The misery for our State employees and teachers does not end there. Currently, the State would need to contribute another $2.3 billion for teachers’ retiree health and life insurance and an astonishing $21.7 billion for its own employees’ health and life insurance for retirement. All said, the State owes at least $40-50 billion to cover insurance and health benefits that were promised to State employees and teachers, and on top of that, at least another $2 billion per year – and that number continues to grow.

Annual obligations will increase so long as there is growth in the number of State employees. More and more taxpayers’ money will be used to pay for unequaled benefits – the so-called “Cadillac” health insurance plans – as State employees and teachers continue to live longer, thus prolonging the use of these generous plans.

The way to curb the exponential growth in outstanding obligations and unfunded liabilities is to cap it now. By capping the amount the State owes its employees and municipal teachers, the people of Connecticut can feel sure that their tax dollars are being spent on infrastructure upgrades, school construction, and job creation, all revitalization efforts this State needs.

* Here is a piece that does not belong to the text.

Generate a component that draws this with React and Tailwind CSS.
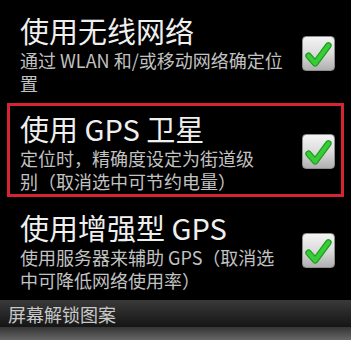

This is possible by coming to the table with State employee and teacher unions when their contracts re-open this year and next year and getting them to agree to having all new employees set aside a portion of their wages to go into a personally-owed and administered retirement account. Deferred contribution plans, such as 401(k)s, 401(a)s, and 457s, are transferable when jobs are changed, have no vesting periods, and allow individuals to decide where they want to invest – instead of having a board or commission decide for them. Also, when employees' jobs are lost, they retain rights to the money they put aside. This is a significant change from the current system, where an employee has to wait years to be fully vested before “owning” the money the State has put aside for his or her retirement.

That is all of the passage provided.